Create a file called _/etc/grub.d/06raid with the following contents. Be sure to make the file executable:

#!/bin/sh
exec tail -n +3 $0
# A custom file for CC to get system to boot to RAID1 array

menuentry "Debian GNU/Linux, with Linux 2.6.32-5-amd64, RAID1"
{
        insmod raid
        insmod mdraid
        insmod ext2
    set root='(md0)'
    search --no-floppy --fs-uuid --set 075a7fbf-eed4-4903-8988-983079658873
    echo 'Loading Linux 2.6.32-5-amd64 with RAID1 ...'
    linux /vmlinuz-2.6.32-5-amd64 root=/dev/md2 ro quiet panic=5
    echo 'Loading initial ramdisk ...'
    initrd  /initrd.img-2.6.32-5-amd64
}

Of course, you are going to need to change the UUID in the search line, and also the kernel and initrd image names to match those on your system, and probably some other details.

We should tell GRUB to fall back on a known good boot scenario, just in case something doesn't work. I will say up front that this completely saved my ass , since it took me numerous reboots before I found a working configuration, and if it weren't for this fall-back mechanism the machine would have stuck on a failed boot screen in GRUB. I found some instructions about how to go about doing this in GRUB 2. Create a file name _/etc/grub.d/01fallback and add the following contents. Be sure to make the file executable:

#! /bin/sh -e

if [ ! "x${GRUB_DEFAULT}" = "xsaved"  ] ; then
  if [ "x${GRUB_FALLBACK}" = "x" ] ; then 
      export  GRUB_FALLBACK = ""
     GRUB_FALLBACK = $( ls /boot | grep -c 'initrd.img' )
     [ ${ GRUB_DISABLE_LINUX_RECOVERY } ] || GRUB_FALLBACK = $(( ${ GRUB_FALLBACK } * 2 ))
  fi
   echo "fallback set to menuentry=${GRUB_FALLBACK}"  >&2

  cat << EOF
  set fallback="${GRUB_FALLBACK}"
EOF

fi

Then add the following line to /etc/default/grub :

export GRUB_FALLBACK="1"

And while you are in there, also uncomment or add the following line, unless you plan to be using UUIDs everywhere. I'm not sure if this is necessary, but since I was mostly using device names (e.g. /dev/md0 ) everywhere, I figured it couldn't hurt.

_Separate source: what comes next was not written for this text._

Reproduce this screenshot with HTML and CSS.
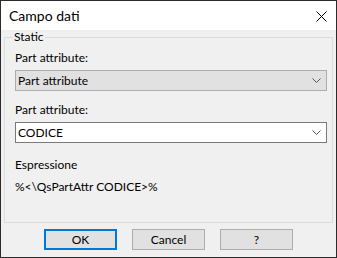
FILE: index.html
```html
<!DOCTYPE html>
<html>
<head>
<meta charset="utf-8">
<link rel="stylesheet" href="styles.css">
</head>
<body>
<div class="window">
  <div class="titlebar">
    <span class="title">Campo dati</span>
    <span class="close"><svg width="11" height="11" viewBox="0 0 11 11"><path d="M0.5 0.5 L10.5 10.5 M10.5 0.5 L0.5 10.5" stroke="#000" stroke-width="1" fill="none"/></svg></span>
  </div>
  <div class="client">
    <fieldset class="group">
      <legend class="legend">Static</legend>
      <div class="label first">Part attribute:</div>
      <div class="combo combo-disabled"><span class="combo-text">Part attribute</span><svg class="chev" width="9" height="5" viewBox="0 0 9 5"><path d="M0.5 0.5 L4.5 4.5 L8.5 0.5" stroke="#555" fill="none"/></svg></div>
      <div class="label second">Part attribute:</div>
      <div class="combo combo-active"><span class="combo-text">CODICE</span><svg class="chev" width="9" height="5" viewBox="0 0 9 5"><path d="M0.5 0.5 L4.5 4.5 L8.5 0.5" stroke="#555" fill="none"/></svg></div>
      <div class="label third">Espressione</div>
      <div class="label expr">%&lt;\QsPartAttr CODICE&gt;%</div>
    </fieldset>
    <div class="buttons">
      <button class="btn btn-default">OK</button>
      <button class="btn">Cancel</button>
      <button class="btn">?</button>
    </div>
  </div>
</div>
</body>
</html>
```
FILE: styles.css
```css
* { box-sizing: border-box; }
html, body { margin: 0; padding: 0; background: #f0f0f0; }
body { font-family: Lato, "Liberation Sans", sans-serif; font-size: 12px; color: #000; }
.window {
  width: 337px; height: 258px;
  border: 1px solid #2b2b2b;
  background: #f0f0f0;
  display: flex; flex-direction: column;
}
.titlebar {
  height: 29px; background: #fff;
  display: flex; align-items: center; justify-content: space-between;
  padding: 0 9px 0 8px;
}
.title { font-size: 14px; line-height: 16px; }
.close { display: flex; width: 11px; height: 11px; margin-top: 1px; }
.client { flex: 1; padding: 0 3px; display: flex; flex-direction: column; }
.group {
  margin: 0; border: 1px solid #dcdcdc;
  padding: 0 5px 28px 10px;
  display: flex; flex-direction: column;
}
.legend { padding: 0 1px; margin-left: -2px; line-height: 14px; }
.label { line-height: 15px; height: 15px; }
.first { margin-top: 6px; }
.second { margin-top: 11px; }
.third { margin-top: 14px; }
.expr { margin-top: 7px; }
.combo {
  height: 21px; margin-top: 5px;
  display: flex; align-items: center; justify-content: space-between;
  padding: 0 5px 0 2px;
}
.combo-disabled { background: #e1e1e1; border: 1px solid #adadad; }
.combo-active { background: #fff; border: 1px solid #7a7a7a; }
.combo-text { line-height: 15px; }
.chev { display: block; }
.buttons { display: flex; gap: 15px; padding-left: 40px; margin-top: 6px; }
.btn {
  width: 73px; height: 21px;
  background: #e1e1e1; border: 1px solid #adadad;
  font-family: inherit; font-size: 12px; color: #000;
  padding: 0; margin: 0;
}
.btn-default { border: 2px solid #0078d7; }
```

GRUB_DISABLE_LINUX_UUID=true

Update the GRUB configuration by executing the following command:

# update-grub

Make sure GRUB is installed and configured in the MBR of each of our disks:

# grub-install /dev/sda
# grub-install /dev/sdb

Now we need to update the initramfs image so that it knows about our RAID set up. You could do this by simply running update-initramfs -u , but I found that running the following command did this for me, and perhaps some other relevant things(?), and also it verified that my mdadm settings were where they needed to be:

# dpkg-reconfigure mdadm

I used rsync , instead of cp , to move the data from the running system to the degraded arrays like so:

# rsync -ax /boot/ /mnt/md0
# rsync -ax / /mnt/md2

When rsync finishes moving / to /mnt/md2 , then edit the following files, chaning any references to the current disk to our new mdX devices:

# vi /mnt/md2/etc/fstab
# vi /mnt/md2/etc/mtab

Warning : do not edit /etc/fstab and /etc/mtab on the currently running system, as the howtoforge.com instructions would seem to indicate, else if the new RAID configuration fails and the machine has to fall back to the current system, then it won't be able to boot that either.

I believe that was it, though it's possible I may have forgot to add a step here. Don't run the following command unless you can afford to possibly have the machine down for a while. This is a good time to also make sure you have good backups. But if you're ready, then run:

# shutdown -rf now

Now cross your fingers and hope the system comes back up on the RAID1 arrays, or at all.

If the machine comes back up on the RAID1 arrays, then you can now add the original disk to the new arrays with commands like the following:

# mdadm --manage /dev/md0 --add /dev/sda1
# mdadm --manage /dev/md1 --add /dev/sda5
# mdadm --manage /dev/md2 --add /dev/sda6

The arrays will automatically rebuild themselves, and you can check the status by running:

#cat /proc/mdstat